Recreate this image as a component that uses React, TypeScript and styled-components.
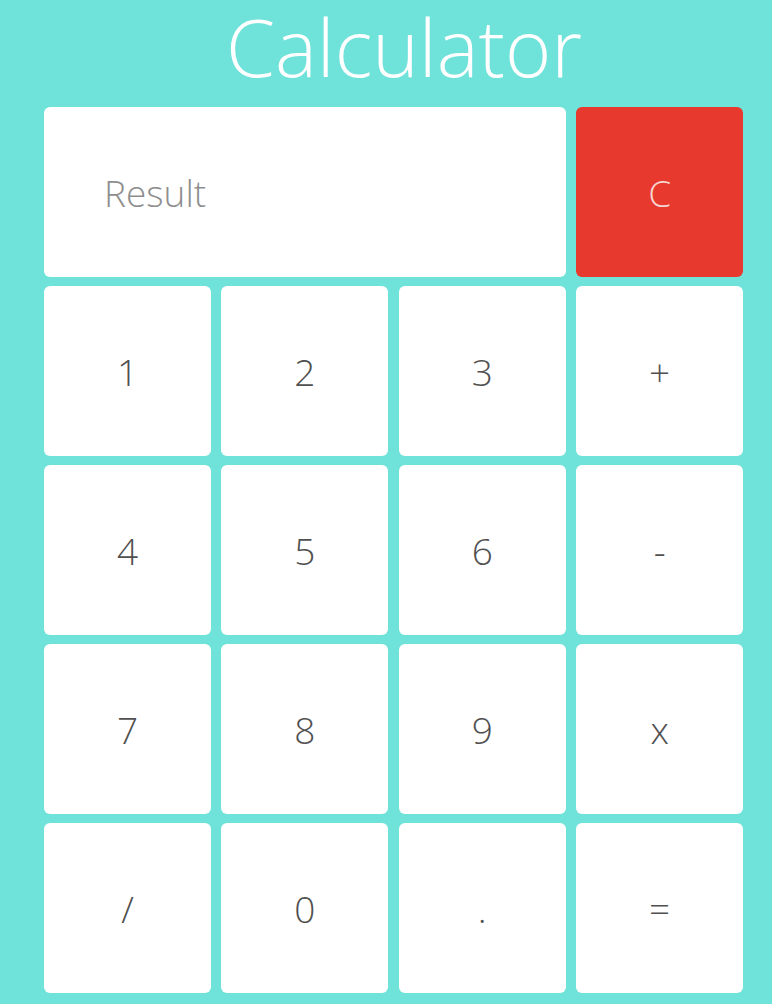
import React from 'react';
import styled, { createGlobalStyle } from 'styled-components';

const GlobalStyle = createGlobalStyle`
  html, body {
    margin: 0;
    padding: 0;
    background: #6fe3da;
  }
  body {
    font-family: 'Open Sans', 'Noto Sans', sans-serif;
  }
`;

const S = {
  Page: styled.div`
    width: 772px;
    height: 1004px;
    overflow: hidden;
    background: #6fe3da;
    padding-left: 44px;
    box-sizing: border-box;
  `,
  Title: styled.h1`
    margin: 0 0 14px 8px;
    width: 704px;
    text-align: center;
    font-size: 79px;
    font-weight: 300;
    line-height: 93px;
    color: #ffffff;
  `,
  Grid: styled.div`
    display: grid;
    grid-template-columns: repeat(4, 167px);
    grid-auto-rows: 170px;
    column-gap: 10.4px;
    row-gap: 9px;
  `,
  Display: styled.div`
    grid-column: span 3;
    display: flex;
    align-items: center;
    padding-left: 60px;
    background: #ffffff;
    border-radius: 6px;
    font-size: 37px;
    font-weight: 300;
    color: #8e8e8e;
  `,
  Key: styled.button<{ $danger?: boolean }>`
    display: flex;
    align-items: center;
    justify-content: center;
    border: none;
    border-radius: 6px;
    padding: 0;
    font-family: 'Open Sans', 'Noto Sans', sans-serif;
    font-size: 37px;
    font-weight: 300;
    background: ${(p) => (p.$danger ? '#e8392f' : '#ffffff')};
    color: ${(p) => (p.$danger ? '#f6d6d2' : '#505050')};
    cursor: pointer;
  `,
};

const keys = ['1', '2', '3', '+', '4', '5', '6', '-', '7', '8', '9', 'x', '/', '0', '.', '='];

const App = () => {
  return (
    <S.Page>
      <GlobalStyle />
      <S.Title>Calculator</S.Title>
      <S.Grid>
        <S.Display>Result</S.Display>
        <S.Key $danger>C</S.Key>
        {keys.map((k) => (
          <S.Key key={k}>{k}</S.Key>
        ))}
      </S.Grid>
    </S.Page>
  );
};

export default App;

What is asked: Give the material again exactly as it is, but keep the pictures out.

Solution to this problem:
Recreate this image as a component that uses React, TypeScript and styled-components.
import React from 'react';
import styled, { createGlobalStyle } from 'styled-components';

const GlobalStyle = createGlobalStyle`
  html, body {
    margin: 0;
    padding: 0;
    background: #6fe3da;
  }
  body {
    font-family: 'Open Sans', 'Noto Sans', sans-serif;
  }
`;

const S = {
  Page: styled.div`
    width: 772px;
    height: 1004px;
    overflow: hidden;
    background: #6fe3da;
    padding-left: 44px;
    box-sizing: border-box;
  `,
  Title: styled.h1`
    margin: 0 0 14px 8px;
    width: 704px;
    text-align: center;
    font-size: 79px;
    font-weight: 300;
    line-height: 93px;
    color: #ffffff;
  `,
  Grid: styled.div`
    display: grid;
    grid-template-columns: repeat(4, 167px);
    grid-auto-rows: 170px;
    column-gap: 10.4px;
    row-gap: 9px;
  `,
  Display: styled.div`
    grid-column: span 3;
    display: flex;
    align-items: center;
    padding-left: 60px;
    background: #ffffff;
    border-radius: 6px;
    font-size: 37px;
    font-weight: 300;
    color: #8e8e8e;
  `,
  Key: styled.button<{ $danger?: boolean }>`
    display: flex;
    align-items: center;
    justify-content: center;
    border: none;
    border-radius: 6px;
    padding: 0;
    font-family: 'Open Sans', 'Noto Sans', sans-serif;
    font-size: 37px;
    font-weight: 300;
    background: ${(p) => (p.$danger ? '#e8392f' : '#ffffff')};
    color: ${(p) => (p.$danger ? '#f6d6d2' : '#505050')};
    cursor: pointer;
  `,
};

const keys = ['1', '2', '3', '+', '4', '5', '6', '-', '7', '8', '9', 'x', '/', '0', '.', '='];

const App = () => {
  return (
    <S.Page>
      <GlobalStyle />
      <S.Title>Calculator</S.Title>
      <S.Grid>
        <S.Display>Result</S.Display>
        <S.Key $danger>C</S.Key>
        {keys.map((k) => (
          <S.Key key={k}>{k}</S.Key>
        ))}
      </S.Grid>
    </S.Page>
  );
};

export default App;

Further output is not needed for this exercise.